Secrets to the Grave is a solid, well-crafted tale of murder, secrets, and the lengths to which people will go to hide them.
The mystery Hoag presents is intriguing – a single mother who may not be who everyone thinks she is, many plausible suspects, and a plot that kept me guessing the killer’s identity until (nearly) the very end. But this book is much more than just a cleverly constructed “whodunit”. Hoag has woven an exceptional level of emotional and psychological depth into her characters’ stories, and as the mystery unfolds she also presents us with several realistic and poignant vignettes: the pain and sorrow of an imploding marriage; a young boy’s tragic descent into juvenile delinquency; and how we all have our wounds and secrets – the only difference being how far each of us will go to protect them. Hoag has cleverly employed a light touch with these sketches, using them to enrich her story without detracting from the main plot.
Another fresh aspect of this police procedural is its setting – 1986, before the advent of mobile phones and DNA technology, and before child psychology quite got off the ground. As such, we get to see a crime solved through good old-fashioned policing; leg work, deduction, and the pushing of the right psychological buttons until a suspect cracks.
Hoag skillfully manages a large number of point-of-view characters without confusion or diluting the strength of the mystery.
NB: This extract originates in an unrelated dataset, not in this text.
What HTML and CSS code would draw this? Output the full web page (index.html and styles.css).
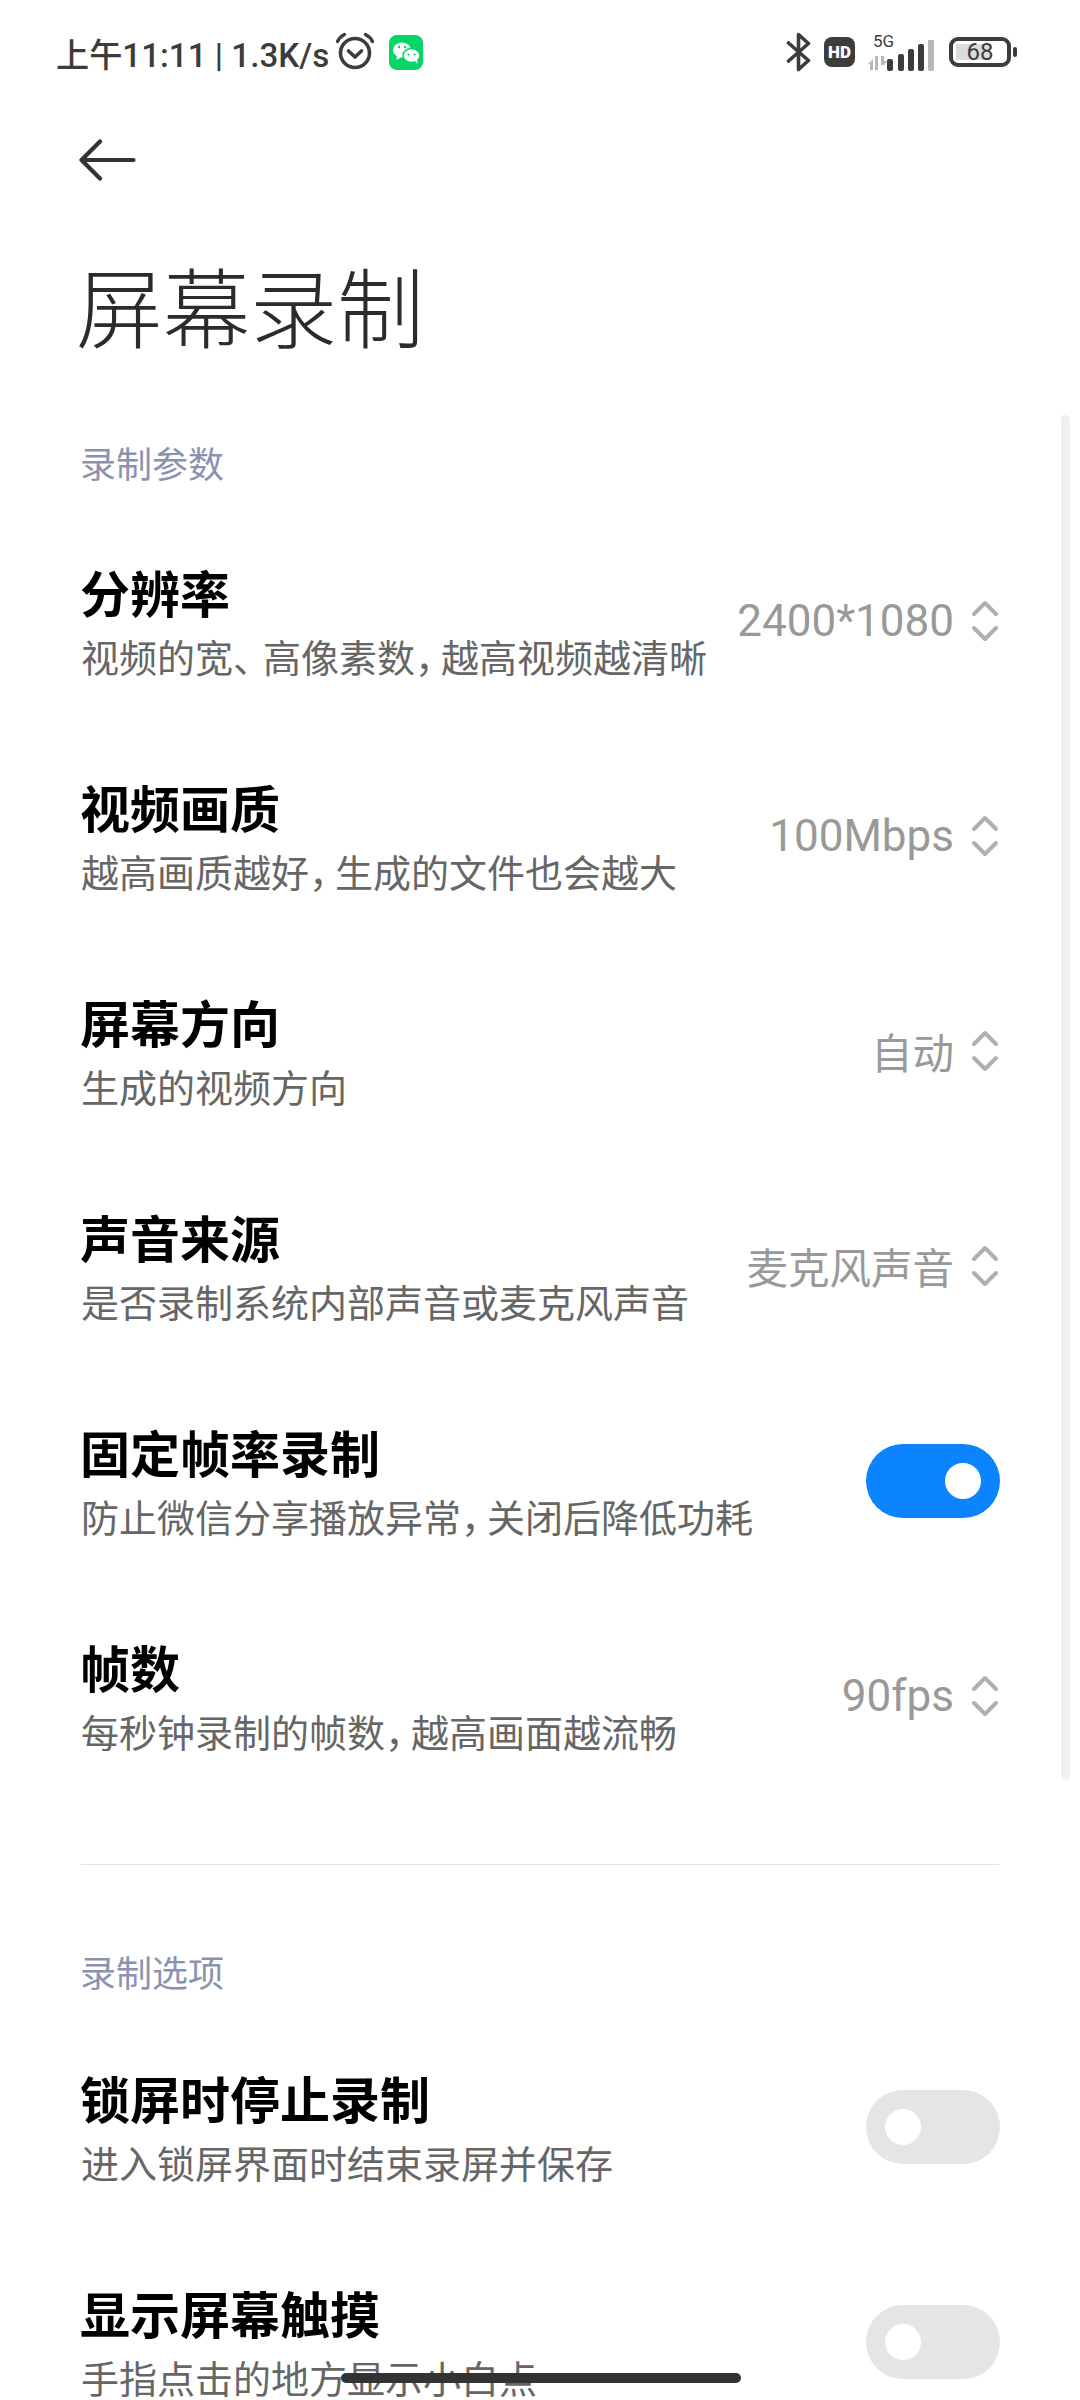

In fact, many of her minor characters obviously have full backstories just waiting to be unearthed, particularly Anne’s best friend, the hilarious, acid-tongued Franny, who, along with the realistic, black-humoured banter of the police, provides light relief in the book’s grimmer moments.
Secrets to the Graveis the sequel to Hoag’s 2009 release, Deeper Than Dead, and while I imagine my reading experience would have been enhanced had I first read the earlier book, I found Hoag’s subtle incorporation of backstory meant there was never any loss of clarity, nor any sense of something lacking.
With loads of twists and turns to keep readers on the edge of their seats, Secrets to the Grave is a thoroughly enjoyable and absorbing read. It’s my first Tami Hoag book, and it certainly won’t be my last.